>>>>

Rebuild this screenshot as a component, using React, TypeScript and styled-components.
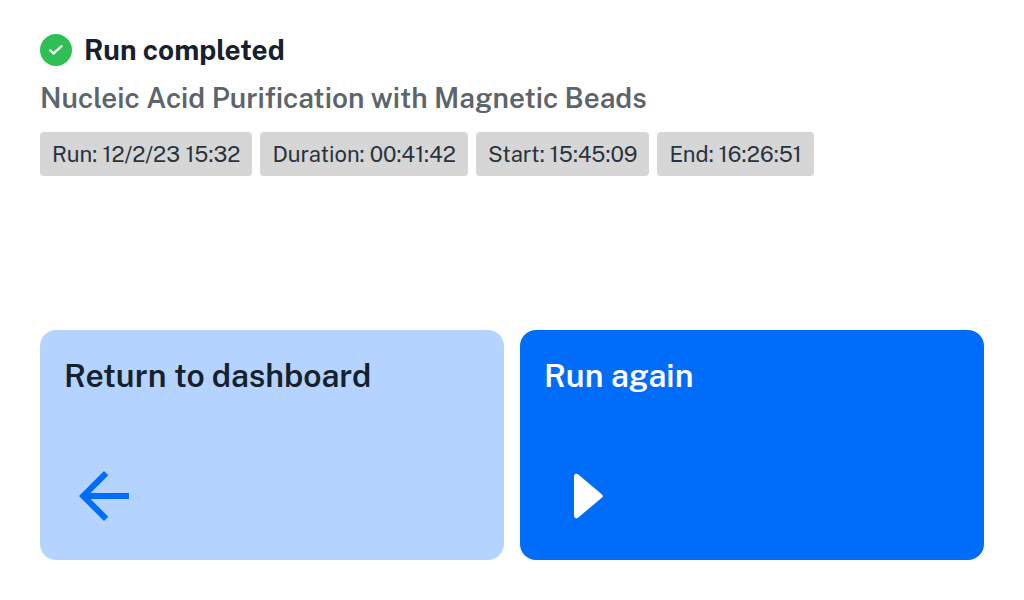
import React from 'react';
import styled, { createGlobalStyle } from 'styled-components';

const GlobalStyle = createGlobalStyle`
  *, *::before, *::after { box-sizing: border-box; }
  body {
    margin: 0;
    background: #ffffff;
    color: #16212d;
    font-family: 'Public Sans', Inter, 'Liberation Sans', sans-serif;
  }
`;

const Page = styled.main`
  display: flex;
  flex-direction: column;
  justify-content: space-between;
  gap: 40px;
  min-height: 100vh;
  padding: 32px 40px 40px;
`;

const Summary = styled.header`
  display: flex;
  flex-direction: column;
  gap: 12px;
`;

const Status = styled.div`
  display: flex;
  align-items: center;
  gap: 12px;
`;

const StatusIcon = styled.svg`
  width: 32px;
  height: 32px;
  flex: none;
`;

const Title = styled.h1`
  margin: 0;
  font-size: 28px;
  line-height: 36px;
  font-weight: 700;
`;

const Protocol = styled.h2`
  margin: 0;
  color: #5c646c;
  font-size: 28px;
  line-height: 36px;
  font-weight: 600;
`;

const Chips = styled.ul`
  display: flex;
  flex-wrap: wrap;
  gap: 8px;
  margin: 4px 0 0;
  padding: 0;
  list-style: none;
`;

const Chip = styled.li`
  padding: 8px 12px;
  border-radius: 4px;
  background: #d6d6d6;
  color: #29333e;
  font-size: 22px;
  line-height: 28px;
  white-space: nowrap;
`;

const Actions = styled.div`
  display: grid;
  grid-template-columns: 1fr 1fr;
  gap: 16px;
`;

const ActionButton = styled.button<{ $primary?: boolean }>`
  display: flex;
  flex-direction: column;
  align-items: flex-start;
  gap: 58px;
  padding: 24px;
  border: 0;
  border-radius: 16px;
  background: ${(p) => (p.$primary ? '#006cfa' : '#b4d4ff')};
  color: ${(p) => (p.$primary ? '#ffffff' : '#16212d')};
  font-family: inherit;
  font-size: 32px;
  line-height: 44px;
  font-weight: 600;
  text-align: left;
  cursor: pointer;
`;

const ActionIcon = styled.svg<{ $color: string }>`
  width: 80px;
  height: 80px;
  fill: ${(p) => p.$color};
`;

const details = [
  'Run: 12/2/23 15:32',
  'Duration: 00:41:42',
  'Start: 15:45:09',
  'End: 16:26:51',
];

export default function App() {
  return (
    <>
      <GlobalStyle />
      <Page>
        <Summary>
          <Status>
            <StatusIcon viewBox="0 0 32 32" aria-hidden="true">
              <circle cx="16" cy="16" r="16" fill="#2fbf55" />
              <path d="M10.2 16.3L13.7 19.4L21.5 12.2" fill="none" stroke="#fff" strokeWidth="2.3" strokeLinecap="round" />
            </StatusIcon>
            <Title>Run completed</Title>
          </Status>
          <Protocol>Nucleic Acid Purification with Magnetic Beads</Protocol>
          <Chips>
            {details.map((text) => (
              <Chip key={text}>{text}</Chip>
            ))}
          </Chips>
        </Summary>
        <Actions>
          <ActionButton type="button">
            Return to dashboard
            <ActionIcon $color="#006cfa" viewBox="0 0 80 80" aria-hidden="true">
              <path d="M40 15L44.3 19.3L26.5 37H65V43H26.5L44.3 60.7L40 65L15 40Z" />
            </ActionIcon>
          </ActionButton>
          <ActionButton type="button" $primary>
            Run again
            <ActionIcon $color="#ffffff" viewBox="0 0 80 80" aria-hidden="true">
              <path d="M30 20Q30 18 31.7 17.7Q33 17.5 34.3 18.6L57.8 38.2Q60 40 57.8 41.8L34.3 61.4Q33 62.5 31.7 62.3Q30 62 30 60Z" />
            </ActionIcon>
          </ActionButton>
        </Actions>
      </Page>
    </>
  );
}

<<<<

[TASK BRIEF]: Write out every line above exactly as it is, leaving out the pictures.

[SOLUTION BELOW]:
Rebuild this screenshot as a component, using React, TypeScript and styled-components.
import React from 'react';
import styled, { createGlobalStyle } from 'styled-components';

const GlobalStyle = createGlobalStyle`
  *, *::before, *::after { box-sizing: border-box; }
  body {
    margin: 0;
    background: #ffffff;
    color: #16212d;
    font-family: 'Public Sans', Inter, 'Liberation Sans', sans-serif;
  }
`;

const Page = styled.main`
  display: flex;
  flex-direction: column;
  justify-content: space-between;
  gap: 40px;
  min-height: 100vh;
  padding: 32px 40px 40px;
`;

const Summary = styled.header`
  display: flex;
  flex-direction: column;
  gap: 12px;
`;

const Status = styled.div`
  display: flex;
  align-items: center;
  gap: 12px;
`;

const StatusIcon = styled.svg`
  width: 32px;
  height: 32px;
  flex: none;
`;

const Title = styled.h1`
  margin: 0;
  font-size: 28px;
  line-height: 36px;
  font-weight: 700;
`;

const Protocol = styled.h2`
  margin: 0;
  color: #5c646c;
  font-size: 28px;
  line-height: 36px;
  font-weight: 600;
`;

const Chips = styled.ul`
  display: flex;
  flex-wrap: wrap;
  gap: 8px;
  margin: 4px 0 0;
  padding: 0;
  list-style: none;
`;

const Chip = styled.li`
  padding: 8px 12px;
  border-radius: 4px;
  background: #d6d6d6;
  color: #29333e;
  font-size: 22px;
  line-height: 28px;
  white-space: nowrap;
`;

const Actions = styled.div`
  display: grid;
  grid-template-columns: 1fr 1fr;
  gap: 16px;
`;

const ActionButton = styled.button<{ $primary?: boolean }>`
  display: flex;
  flex-direction: column;
  align-items: flex-start;
  gap: 58px;
  padding: 24px;
  border: 0;
  border-radius: 16px;
  background: ${(p) => (p.$primary ? '#006cfa' : '#b4d4ff')};
  color: ${(p) => (p.$primary ? '#ffffff' : '#16212d')};
  font-family: inherit;
  font-size: 32px;
  line-height: 44px;
  font-weight: 600;
  text-align: left;
  cursor: pointer;
`;

const ActionIcon = styled.svg<{ $color: string }>`
  width: 80px;
  height: 80px;
  fill: ${(p) => p.$color};
`;

const details = [
  'Run: 12/2/23 15:32',
  'Duration: 00:41:42',
  'Start: 15:45:09',
  'End: 16:26:51',
];

export default function App() {
  return (
    <>
      <GlobalStyle />
      <Page>
        <Summary>
          <Status>
            <StatusIcon viewBox="0 0 32 32" aria-hidden="true">
              <circle cx="16" cy="16" r="16" fill="#2fbf55" />
              <path d="M10.2 16.3L13.7 19.4L21.5 12.2" fill="none" stroke="#fff" strokeWidth="2.3" strokeLinecap="round" />
            </StatusIcon>
            <Title>Run completed</Title>
          </Status>
          <Protocol>Nucleic Acid Purification with Magnetic Beads</Protocol>
          <Chips>
            {details.map((text) => (
              <Chip key={text}>{text}</Chip>
            ))}
          </Chips>
        </Summary>
        <Actions>
          <ActionButton type="button">
            Return to dashboard
            <ActionIcon $color="#006cfa" viewBox="0 0 80 80" aria-hidden="true">
              <path d="M40 15L44.3 19.3L26.5 37H65V43H26.5L44.3 60.7L40 65L15 40Z" />
            </ActionIcon>
          </ActionButton>
          <ActionButton type="button" $primary>
            Run again
            <ActionIcon $color="#ffffff" viewBox="0 0 80 80" aria-hidden="true">
              <path d="M30 20Q30 18 31.7 17.7Q33 17.5 34.3 18.6L57.8 38.2Q60 40 57.8 41.8L34.3 61.4Q33 62.5 31.7 62.3Q30 62 30 60Z" />
            </ActionIcon>
          </ActionButton>
        </Actions>
      </Page>
    </>
  );
}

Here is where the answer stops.